New Zealand Journal of Ecology (2011) 35(2): 195- 195

Spatially-explicit wildlife surveillance to prove freedom from diseases or pests

Conference Abstract
Dave Ramsey 1
Graham Nugent  
John Parkes  
  1. Department of Agriculture and Food Western Australia, PO Box 1231, Bunbury WA 6231, Australia

Surveillance undertaken to prove freedom from a disease has traditionally focussed on sampling a specified proportion of the population to determine the presence of the infective agent. Based on a sample of individuals testing negative for disease, standard probability theory using the binomial or hypergeometric distribution can be used to make inference about the probability of disease being absent.

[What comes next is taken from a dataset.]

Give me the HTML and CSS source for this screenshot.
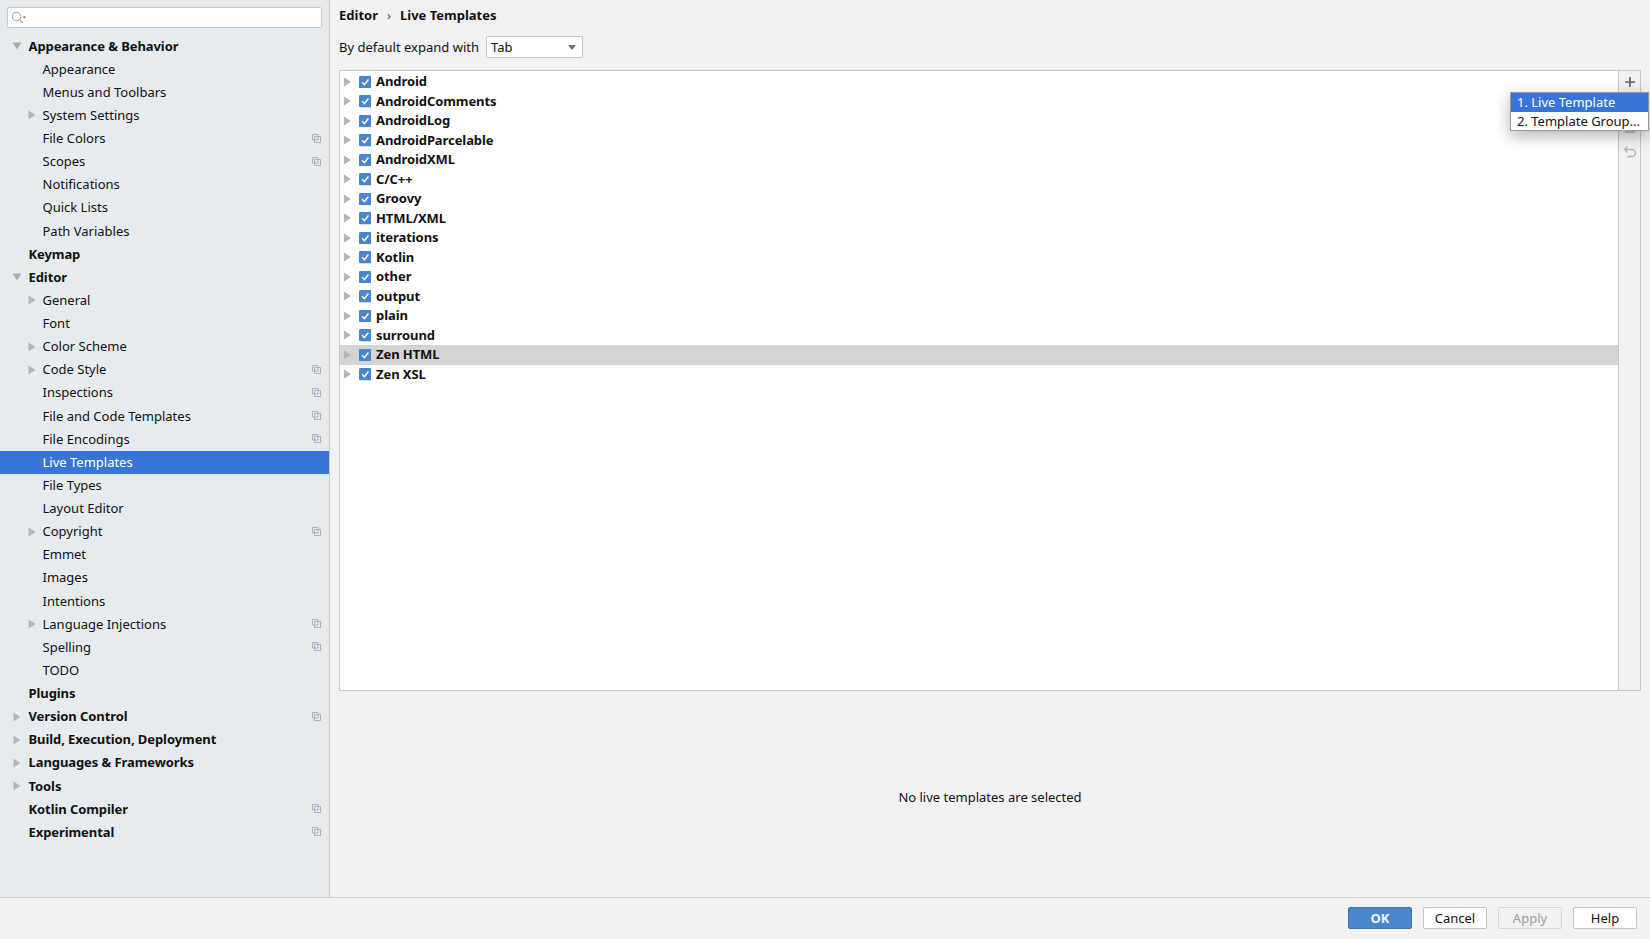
FILE: index.html
```html
<!DOCTYPE html>
<html lang="en">
<head>
<meta charset="utf-8">
<title>Settings</title>
<link rel="stylesheet" href="styles.css">
</head>
<body>
<svg class="defs" width="0" height="0" aria-hidden="true">
  <symbol id="right" viewBox="0 0 9 10"><path d="M1 0.5 L8 5 L1 9.5 Z" fill="#b3b5b8"/></symbol>
  <symbol id="down" viewBox="0 0 10 9"><path d="M0.5 1 L9.5 1 L5 8 Z" fill="#a9abae"/></symbol>
  <symbol id="copy" viewBox="0 0 9 9"><path d="M0.5 0.5H6V2.5H8.5V8.5H2.5V6H0.5Z M2.5 2.5H6V6H2.5Z" fill="none" stroke="#a9b1b9" stroke-width="1"/></symbol>
  <symbol id="check" viewBox="0 0 13 13"><rect width="13" height="13" rx="1.5" fill="#4a86c9"/><path d="M3.2 6.6 L5.6 9 L9.8 3.6" fill="none" stroke="#fff" stroke-width="1.5"/></symbol>
</svg>
<div class="window">
  <div class="body">
    <aside class="sidebar">
      <div class="search">
        <svg width="16" height="14" viewBox="0 0 16 14"><circle cx="5.5" cy="5.5" r="4.2" fill="none" stroke="#9a9da1" stroke-width="1"/><path d="M8.6 8.6L12 12" stroke="#9a9da1" stroke-width="1.2"/><path d="M11.5 5.5h3.6l-1.8 2z" fill="#70747a"/></svg>
      </div>
      <ul class="nav">
        <li class="row top"><svg class="arrow"><use href="#down"/></svg><span>Appearance &amp; Behavior</span></li>
        <li class="row sub"><span>Appearance</span></li>
        <li class="row sub"><span>Menus and Toolbars</span></li>
        <li class="row sub"><svg class="arrow"><use href="#right"/></svg><span>System Settings</span></li>
        <li class="row sub"><span>File Colors</span><svg class="copy"><use href="#copy"/></svg></li>
        <li class="row sub"><span>Scopes</span><svg class="copy"><use href="#copy"/></svg></li>
        <li class="row sub"><span>Notifications</span></li>
        <li class="row sub"><span>Quick Lists</span></li>
        <li class="row sub"><span>Path Variables</span></li>
        <li class="row top"><span>Keymap</span></li>
        <li class="row top"><svg class="arrow"><use href="#down"/></svg><span>Editor</span></li>
        <li class="row sub"><svg class="arrow"><use href="#right"/></svg><span>General</span></li>
        <li class="row sub"><span>Font</span></li>
        <li class="row sub"><svg class="arrow"><use href="#right"/></svg><span>Color Scheme</span></li>
        <li class="row sub"><svg class="arrow"><use href="#right"/></svg><span>Code Style</span><svg class="copy"><use href="#copy"/></svg></li>
        <li class="row sub"><span>Inspections</span><svg class="copy"><use href="#copy"/></svg></li>
        <li class="row sub"><span>File and Code Templates</span><svg class="copy"><use href="#copy"/></svg></li>
        <li class="row sub"><span>File Encodings</span><svg class="copy"><use href="#copy"/></svg></li>
        <li class="row sub selected"><span>Live Templates</span></li>
        <li class="row sub"><span>File Types</span></li>
        <li class="row sub"><span>Layout Editor</span></li>
        <li class="row sub"><svg class="arrow"><use href="#right"/></svg><span>Copyright</span><svg class="copy"><use href="#copy"/></svg></li>
        <li class="row sub"><span>Emmet</span></li>
        <li class="row sub"><span>Images</span></li>
        <li class="row sub"><span>Intentions</span></li>
        <li class="row sub"><svg class="arrow"><use href="#right"/></svg><span>Language Injections</span><svg class="copy"><use href="#copy"/></svg></li>
        <li class="row sub"><span>Spelling</span><svg class="copy"><use href="#copy"/></svg></li>
        <li class="row sub"><span>TODO</span></li>
        <li class="row top"><span>Plugins</span></li>
        <li class="row top"><svg class="arrow"><use href="#right"/></svg><span>Version Control</span><svg class="copy"><use href="#copy"/></svg></li>
        <li class="row top"><svg class="arrow"><use href="#right"/></svg><span>Build, Execution, Deployment</span></li>
        <li class="row top"><svg class="arrow"><use href="#right"/></svg><span>Languages &amp; Frameworks</span></li>
        <li class="row top"><svg class="arrow"><use href="#right"/></svg><span>Tools</span></li>
        <li class="row top"><span>Kotlin Compiler</span><svg class="copy"><use href="#copy"/></svg></li>
        <li class="row top"><span>Experimental</span><svg class="copy"><use href="#copy"/></svg></li>
      </ul>
    </aside>
    <main class="content">
      <div class="crumbs"><span>Editor</span><span class="sep">›</span><span>Live Templates</span></div>
      <div class="expand">
        <span>By default expand with</span>
        <div class="combo"><span>Tab</span><i class="caret"></i></div>
      </div>
      <div class="panel">
        <ul class="tree">
          <li class="node"><svg class="tw"><use href="#right"/></svg><svg class="cb"><use href="#check"/></svg><span>Android</span></li>
          <li class="node"><svg class="tw"><use href="#right"/></svg><svg class="cb"><use href="#check"/></svg><span>AndroidComments</span></li>
          <li class="node"><svg class="tw"><use href="#right"/></svg><svg class="cb"><use href="#check"/></svg><span>AndroidLog</span></li>
          <li class="node"><svg class="tw"><use href="#right"/></svg><svg class="cb"><use href="#check"/></svg><span>AndroidParcelable</span></li>
          <li class="node"><svg class="tw"><use href="#right"/></svg><svg class="cb"><use href="#check"/></svg><span>AndroidXML</span></li>
          <li class="node"><svg class="tw"><use href="#right"/></svg><svg class="cb"><use href="#check"/></svg><span>C/C++</span></li>
          <li class="node"><svg class="tw"><use href="#right"/></svg><svg class="cb"><use href="#check"/></svg><span>Groovy</span></li>
          <li class="node"><svg class="tw"><use href="#right"/></svg><svg class="cb"><use href="#check"/></svg><span>HTML/XML</span></li>
          <li class="node"><svg class="tw"><use href="#right"/></svg><svg class="cb"><use href="#check"/></svg><span>iterations</span></li>
          <li class="node"><svg class="tw"><use href="#right"/></svg><svg class="cb"><use href="#check"/></svg><span>Kotlin</span></li>
          <li class="node"><svg class="tw"><use href="#right"/></svg><svg class="cb"><use href="#check"/></svg><span>other</span></li>
          <li class="node"><svg class="tw"><use href="#right"/></svg><svg class="cb"><use href="#check"/></svg><span>output</span></li>
          <li class="node"><svg class="tw"><use href="#right"/></svg><svg class="cb"><use href="#check"/></svg><span>plain</span></li>
          <li class="node"><svg class="tw"><use href="#right"/></svg><svg class="cb"><use href="#check"/></svg><span>surround</span></li>
          <li class="node current"><svg class="tw"><use href="#right"/></svg><svg class="cb"><use href="#check"/></svg><span>Zen HTML</span></li>
          <li class="node"><svg class="tw"><use href="#right"/></svg><svg class="cb"><use href="#check"/></svg><span>Zen XSL</span></li>
        </ul>
        <div class="tools">
          <svg class="tool plus" viewBox="0 0 16 16"><path d="M8 3V13M3 8H13" stroke="#5b5f63" stroke-width="1.6" fill="none"/></svg>
          <svg class="tool" viewBox="0 0 16 16"><path d="M3 8H13" stroke="#b5b7b9" stroke-width="1.6" fill="none"/></svg>
          <svg class="tool" viewBox="0 0 16 16"><path d="M3 11H13" stroke="#b5b7b9" stroke-width="1.6" fill="none"/></svg>
          <svg class="tool" viewBox="0 0 16 16"><path d="M3 5.5H10A3.2 3.2 0 0 1 10 12.5H5M5.5 2.5L2.5 5.5L5.5 8.5" stroke="#b5b7b9" stroke-width="1.4" fill="none"/></svg>
        </div>
      </div>
      <div class="empty">No live templates are selected</div>
    </main>
  </div>
  <footer class="footer">
    <button class="btn primary">OK</button>
    <button class="btn">Cancel</button>
    <button class="btn disabled">Apply</button>
    <button class="btn">Help</button>
  </footer>
  <div class="popup">
    <div class="item active">1. Live Template</div>
    <div class="item">2. Template Group...</div>
  </div>
</div>
</body>
</html>
```
FILE: styles.css
```css
* { box-sizing: border-box; }
html, body { margin: 0; padding: 0; }
body {
  width: 1650px;
  height: 939px;
  overflow: hidden;
  font-family: "Noto Sans", "Open Sans", sans-serif;
  font-size: 13px;
  color: #111;
  background: #f2f2f2;
}
.defs { position: absolute; }
ul { list-style: none; margin: 0; padding: 0; }

.window { position: relative; display: flex; flex-direction: column; height: 939px; }
.body { display: flex; height: 897px; }

.sidebar {
  width: 330px;
  flex: none;
  background: #e6ebf0;
  border-right: 1px solid #c8c8c8;
  padding-top: 7px;
}
.search {
  display: flex;
  align-items: center;
  width: 315px;
  height: 21px;
  margin-left: 7px;
  padding-left: 3px;
  background: #fff;
  border: 1px solid #c9cccf;
  border-radius: 2px;
}
.nav { margin-top: 6.5px; }
.row {
  position: relative;
  display: flex;
  align-items: center;
  height: 23.13px;
}
.row span { line-height: 1; }
.top { padding-left: 28.5px; font-weight: 700; letter-spacing: -0.08px; }
.sub { padding-left: 42.5px; }
.selected { background: #3875d7; color: #fff; }
.arrow { position: absolute; width: 10px; height: 10px; top: 6.5px; }
.top .arrow { left: 12px; }
.sub .arrow { left: 27px; }
.copy { position: absolute; right: 8.5px; top: 6.5px; width: 9px; height: 9px; }

.content {
  flex: 1;
  display: flex;
  flex-direction: column;
  padding: 0 9px;
}
.crumbs {
  display: flex;
  align-items: center;
  gap: 9px;
  height: 29px;
  font-weight: 700;
}
.sep { font-weight: 400; color: #555; }
.expand {
  display: flex;
  align-items: center;
  gap: 7px;
  height: 22px;
  margin-top: 7px;
}
.combo {
  display: flex;
  align-items: center;
  justify-content: space-between;
  width: 97px;
  height: 22px;
  padding: 0 6px 0 4px;
  background: #fff;
  border: 1px solid #c6c6c6;
  border-radius: 2px;
}
.caret {
  width: 0;
  height: 0;
  border-left: 4px solid transparent;
  border-right: 4px solid transparent;
  border-top: 5px solid #6e6e6e;
}
.panel {
  display: flex;
  width: 1302px;
  height: 621px;
  margin-top: 12px;
  background: #fff;
  border: 1px solid #c8c8c8;
}
.tree { flex: 1; padding-top: 1px; }
.node {
  display: flex;
  align-items: center;
  height: 19.52px;
  font-weight: 700;
  letter-spacing: -0.08px;
}
.node span { line-height: 1; }
.tw { width: 9px; height: 10px; margin-left: 3px; flex: none; }
.cb { width: 12.5px; height: 12.5px; margin-left: 6.5px; margin-right: 5px; flex: none; }
.current { background: #d4d4d4; }
.tools {
  width: 22px;
  flex: none;
  background: #f2f2f2;
  border-left: 1px solid #c8c8c8;
  display: flex;
  flex-direction: column;
  align-items: center;
  padding-top: 3px;
}
.tool { width: 16px; height: 16px; margin-bottom: 7px; flex: none; }
.plus { margin-bottom: 8px; }
.empty { flex: 1; display: flex; align-items: center; justify-content: center; width: 1302px; padding-top: 5px; }

.footer {
  height: 42px;
  flex: none;
  display: flex;
  justify-content: flex-end;
  align-items: center;
  gap: 11px;
  padding-right: 13px;
  padding-bottom: 2px;
  border-top: 1px solid #d0d0d0;
}
.btn {
  width: 64px;
  height: 22px;
  padding: 0;
  font: inherit;
  color: #111;
  background: #fff;
  border: 1px solid #c4c4c4;
  border-radius: 2px;
}
.primary { background: #4a86c9; border-color: #3f76b5; color: #f2f6fb; font-weight: 700; }
.disabled { background: #f2f2f2; border-color: #d6d6d6; color: #9e9e9e; }

.popup {
  position: absolute;
  left: 1510px;
  top: 92px;
  width: 139px;
  background: #fff;
  border: 1px solid #9a9a9a;
  box-shadow: 0 5px 16px rgba(0, 0, 0, 0.3);
}
.item { height: 18.5px; padding-left: 6px; display: flex; align-items: center; white-space: nowrap; }
.active { background: #3875d7; color: #fff; }
```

However, if the disease agent involves a wildlife host, then determining what proportion of the population was sampled becomes problematic as it requires an estimate of population abundance, which may be difficult and expensive to obtain. Surveillance during the eradication of pests such as feral ungulates often make use of the Judas technique, whereby radio-collared individuals are released and followed in the hope that the sociality of the individuals will betray the locations of conspecifics, which can then be dispatched. Data collected during such surveillance is explicitly spatial, containing information about the ‘search area’ of the Judas animal. However, there has been no attempt to use such data to make inference about the probability of the area being free of the pest, given Judas animals fail to detect any conspecifics.
We present a framework for making specific use of the spatial nature of such wildlife surveillance data to make inference about the probability of freedom from the disease or pest. Underlying the sampling framework is a model of the detection process by sampled individuals. Estimates of individual detection probability are spatially smoothed using the extent of individual movements to produce a spatially- explicit detection surface. Bayes theorem is then used to combine this 2-dimensional surface with prior information on
the probability of pest or disease presence, prior to sampling, to estimate the probability that the area is free from the disease or pest, given surveillance fails to detect evidence of their presence. We illustrate the method with examples of the detection of bovine Tb in wildlife in New Zealand and the detection of pigs (Sus scrofa) using the Judas technique during the feral pig eradication programme on Santa Cruz Island, California.